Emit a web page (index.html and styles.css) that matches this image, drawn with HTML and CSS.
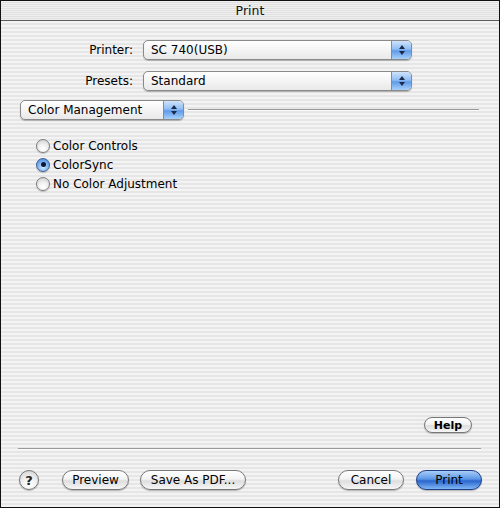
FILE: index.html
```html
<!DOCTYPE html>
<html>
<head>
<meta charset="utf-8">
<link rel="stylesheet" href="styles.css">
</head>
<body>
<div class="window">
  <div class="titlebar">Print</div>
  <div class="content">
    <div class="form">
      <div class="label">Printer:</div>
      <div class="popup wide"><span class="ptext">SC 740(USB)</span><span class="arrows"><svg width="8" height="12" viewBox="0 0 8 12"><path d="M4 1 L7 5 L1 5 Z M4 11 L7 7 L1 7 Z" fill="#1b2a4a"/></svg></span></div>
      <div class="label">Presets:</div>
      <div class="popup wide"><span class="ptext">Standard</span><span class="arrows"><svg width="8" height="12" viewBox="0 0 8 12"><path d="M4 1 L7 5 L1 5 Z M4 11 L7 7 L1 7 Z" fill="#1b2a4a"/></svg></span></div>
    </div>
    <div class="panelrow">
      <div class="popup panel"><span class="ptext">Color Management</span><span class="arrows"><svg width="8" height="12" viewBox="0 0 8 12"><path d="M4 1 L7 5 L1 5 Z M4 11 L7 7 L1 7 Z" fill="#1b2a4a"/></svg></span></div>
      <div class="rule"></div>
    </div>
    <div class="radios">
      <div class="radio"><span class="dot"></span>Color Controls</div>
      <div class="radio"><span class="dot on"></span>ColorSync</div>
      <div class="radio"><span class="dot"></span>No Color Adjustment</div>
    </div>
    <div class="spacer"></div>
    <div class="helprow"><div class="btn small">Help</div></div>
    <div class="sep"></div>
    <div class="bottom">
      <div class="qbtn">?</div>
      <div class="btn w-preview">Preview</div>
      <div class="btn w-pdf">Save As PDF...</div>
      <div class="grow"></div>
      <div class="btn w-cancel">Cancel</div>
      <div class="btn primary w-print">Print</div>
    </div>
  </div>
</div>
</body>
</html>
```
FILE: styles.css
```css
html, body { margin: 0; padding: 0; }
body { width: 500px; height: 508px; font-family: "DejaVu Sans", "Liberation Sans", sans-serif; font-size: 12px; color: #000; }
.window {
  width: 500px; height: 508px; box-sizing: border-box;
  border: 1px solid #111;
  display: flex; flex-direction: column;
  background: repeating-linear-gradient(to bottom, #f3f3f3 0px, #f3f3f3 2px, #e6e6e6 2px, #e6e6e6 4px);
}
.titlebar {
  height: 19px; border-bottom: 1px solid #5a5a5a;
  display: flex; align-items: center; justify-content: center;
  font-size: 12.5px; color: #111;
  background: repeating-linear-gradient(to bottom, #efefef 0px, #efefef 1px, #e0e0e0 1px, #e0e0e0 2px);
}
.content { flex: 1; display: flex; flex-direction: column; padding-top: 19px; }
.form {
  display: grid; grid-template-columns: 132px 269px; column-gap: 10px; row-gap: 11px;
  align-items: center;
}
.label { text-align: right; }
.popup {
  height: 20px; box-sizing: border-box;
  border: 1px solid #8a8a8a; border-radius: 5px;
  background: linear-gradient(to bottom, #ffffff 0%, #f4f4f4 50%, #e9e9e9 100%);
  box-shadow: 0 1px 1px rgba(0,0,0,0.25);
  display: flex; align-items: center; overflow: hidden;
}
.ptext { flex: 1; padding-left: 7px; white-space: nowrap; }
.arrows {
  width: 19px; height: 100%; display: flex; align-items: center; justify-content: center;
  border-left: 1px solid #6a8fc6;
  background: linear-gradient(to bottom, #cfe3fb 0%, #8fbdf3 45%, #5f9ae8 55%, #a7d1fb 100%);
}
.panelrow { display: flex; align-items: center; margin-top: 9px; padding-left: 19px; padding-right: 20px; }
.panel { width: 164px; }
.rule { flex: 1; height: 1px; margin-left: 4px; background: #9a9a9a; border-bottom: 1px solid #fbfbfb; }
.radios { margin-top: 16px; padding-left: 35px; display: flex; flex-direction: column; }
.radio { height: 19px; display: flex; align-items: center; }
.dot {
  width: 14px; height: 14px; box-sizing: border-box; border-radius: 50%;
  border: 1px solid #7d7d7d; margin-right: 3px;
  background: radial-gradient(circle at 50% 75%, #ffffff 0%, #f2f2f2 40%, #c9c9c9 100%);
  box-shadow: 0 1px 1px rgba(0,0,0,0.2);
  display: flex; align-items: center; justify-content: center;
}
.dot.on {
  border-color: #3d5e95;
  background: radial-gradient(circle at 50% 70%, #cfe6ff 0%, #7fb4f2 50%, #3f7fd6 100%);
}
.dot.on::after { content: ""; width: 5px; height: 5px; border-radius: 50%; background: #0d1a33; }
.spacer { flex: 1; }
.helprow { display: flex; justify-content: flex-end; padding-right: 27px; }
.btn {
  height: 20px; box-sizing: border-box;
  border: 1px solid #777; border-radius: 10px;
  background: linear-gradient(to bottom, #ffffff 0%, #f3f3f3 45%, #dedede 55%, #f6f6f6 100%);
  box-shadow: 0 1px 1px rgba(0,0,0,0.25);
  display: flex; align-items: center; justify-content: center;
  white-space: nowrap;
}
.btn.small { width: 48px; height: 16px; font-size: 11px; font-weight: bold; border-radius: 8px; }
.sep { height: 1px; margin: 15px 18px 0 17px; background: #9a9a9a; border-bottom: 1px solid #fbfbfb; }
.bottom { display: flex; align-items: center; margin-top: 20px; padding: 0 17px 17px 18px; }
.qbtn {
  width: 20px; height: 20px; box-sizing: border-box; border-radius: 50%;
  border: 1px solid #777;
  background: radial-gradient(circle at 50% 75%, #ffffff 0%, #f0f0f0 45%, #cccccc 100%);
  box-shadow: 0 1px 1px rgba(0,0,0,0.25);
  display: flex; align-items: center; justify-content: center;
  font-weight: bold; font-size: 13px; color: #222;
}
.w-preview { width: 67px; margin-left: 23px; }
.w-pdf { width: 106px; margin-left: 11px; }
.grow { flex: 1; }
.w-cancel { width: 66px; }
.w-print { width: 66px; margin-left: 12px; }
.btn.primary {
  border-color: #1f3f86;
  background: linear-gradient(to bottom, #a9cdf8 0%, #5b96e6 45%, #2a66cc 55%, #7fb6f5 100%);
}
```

___

Copy every line above in which the string "index" shows up.

--- Exercise result ---
Emit a web page (index.html and styles.css) that matches this image, drawn with HTML and CSS.
FILE: index.html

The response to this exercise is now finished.